Modeled Atoll Shoreline and Run-up Changes in Response to Sea-level Rise and Changing Wave Directions under Large Wave Conditions: Wake and Midway Atolls, Northwestern Hawaiian Islands
Modeled Atoll Shoreline and Run-up Changes in Response to Sea-level Rise and Changing Wave Directions under Large Wave Conditions: Wake and Midway Atolls, Northwestern Hawaiian Islands
Abstract:
Low-lying atoll islands are dynamic features expected to respond to changes in waves and sea level in a changing climate. Increased run-up and/or island erosion would threaten infrastructure and island communities. However, it is unclear how island erosion and run-up patterns will respond to climate change, making it difficult to prepare for the future. Large winter and summer wave conditions were modeled at two atolls, Wake and Midway in the Northwestern Hawaiian Islands, using Delft3D where sea level was varied at intervals between 0.0 to +2.0 m and incident wave directions from –15.0° to +15.0° from current conditions, to simulate potential climate change effects.
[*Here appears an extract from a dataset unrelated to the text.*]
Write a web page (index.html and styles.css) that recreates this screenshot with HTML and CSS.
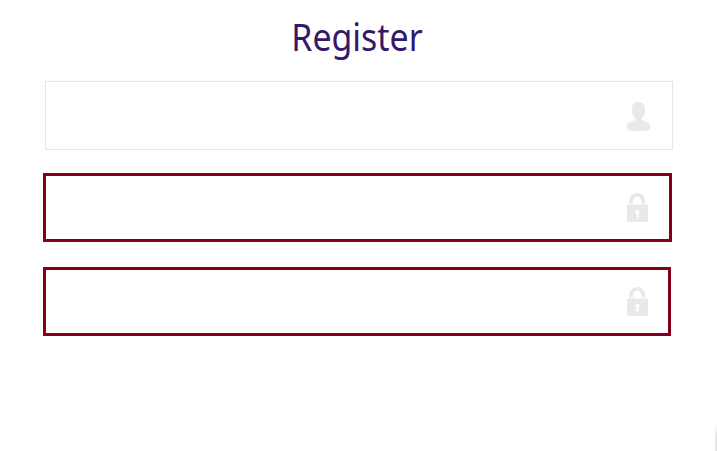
FILE: index.html
```html
<!DOCTYPE html>
<html lang="en">
<head>
<meta charset="utf-8">
<title>Register</title>
<link rel="stylesheet" href="styles.css">
</head>
<body>
<main class="register">
  <h1 class="title">Register</h1>
  <form class="form">
    <div class="field user">
      <input class="input" type="text" aria-label="Username">
      <svg class="icon" width="24" height="30" viewBox="0 0 24 30"><path d="M11.500 1C7 1 4.800 3.800 4.800 8c0 4.400 1.200 7.600 3.700 9.800v1C7 20.300 0 20.700 0 24.500V28c1 1.800 5 2 11.500 2s10.500-.2 11.500-2v-3.500c0-3.800-7-4.200-8.500-5.700v-1C17 15.600 18.200 12.400 18.200 8 18.200 3.800 16 1 11.500 1Z"/></svg>
    </div>
    <div class="field invalid first">
      <input class="input" type="password" aria-label="Password">
      <svg class="icon" width="24" height="30" viewBox="0 0 24 30"><path fill-rule="evenodd" d="M2 10.500C2 4 5.200 0 10.300 0S18.500 4 18.500 10.500H14.500C14.500 6 13 3.800 10.300 3.800S6 6 6 10.500ZM0 11.500h21v17.500H0ZM8.300 18.500V20h1v4.500h2.400v-4.500h.7v-1.500a2.100 2.100 0 0 0-4.100 0Z"/></svg>
    </div>
    <div class="field invalid">
      <input class="input" type="password" aria-label="Confirm password">
      <svg class="icon" width="24" height="30" viewBox="0 0 24 30"><path fill-rule="evenodd" d="M2 10.500C2 4 5.200 0 10.300 0S18.500 4 18.500 10.500H14.500C14.500 6 13 3.800 10.300 3.800S6 6 6 10.500ZM0 11.500h21v17.500H0ZM8.300 18.500V20h1v4.500h2.400v-4.500h.7v-1.500a2.100 2.100 0 0 0-4.100 0Z"/></svg>
    </div>
  </form>
</main>
<div class="edge"></div>
</body>
</html>
```
FILE: styles.css
```css
* { box-sizing: border-box; }
body { margin: 0; height: 451px; background: #fff; overflow: hidden; }
.register { padding-top: 11px; }
.title {
  margin: 0 3px 0 0;
  height: 70px;
  color: #33186b;
  font: 400 38px/51px "Noto Sans", "Open Sans", sans-serif;
  text-align: center;
  transform: scaleX(.892);
}
.form { margin-left: 43px; }
.field {
  display: flex;
  align-items: center;
  width: 628px;
  height: 69px;
  border: 3px solid #84001a;
  background: #fff;
}
.field.user { margin-left: 2px; border: 1px solid #e5e5e5; margin-bottom: 23px; padding-right: 21px; }
.first { width: 629px; margin-bottom: 25px; }
.invalid { padding-right: 18px; }
.invalid:last-child { padding-right: 17px; }
.input { flex: 1; height: 100%; border: 0; padding: 0 16px; outline: 0; background: transparent; font: 20px "Noto Sans", sans-serif; }
.icon { flex: none; fill: #e9e9e9; }
.edge { position: absolute; right: 0; bottom: 0; width: 2px; height: 28px; background: linear-gradient(#fff, #e5e5e5 50%); }
```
The longshore sediment flux was calculated using the CERC empirical formulation and resulting potential erosion rates were calculated by the divergence of the longshore drift between scenarios; similarly, changes in run-up between scenarios were calculated using an empirical approach. The results are variable, but generally the ends of islands exhibit the most change under sea-level rise or rotating wave directions. Islands are projected to accrete on seaward, leeward, and lagoon shorelines due to sea-level rise, whereas island ends predominantly erode. Increases in run-up are greatest along island ends and smallest along seaward shorelines. Shorelines at the ends of islands show the greatest response to incident wave direction changes, whereas seaward and leeward shorelines become predominantly accretionary with an increasing wave angle. Run-up increases as shorelines become more directly exposed to incident waves; however, this response is greatest at the ends of islands. These simulations suggest island ends will experience the most morphological change and run-up increases due to climate change.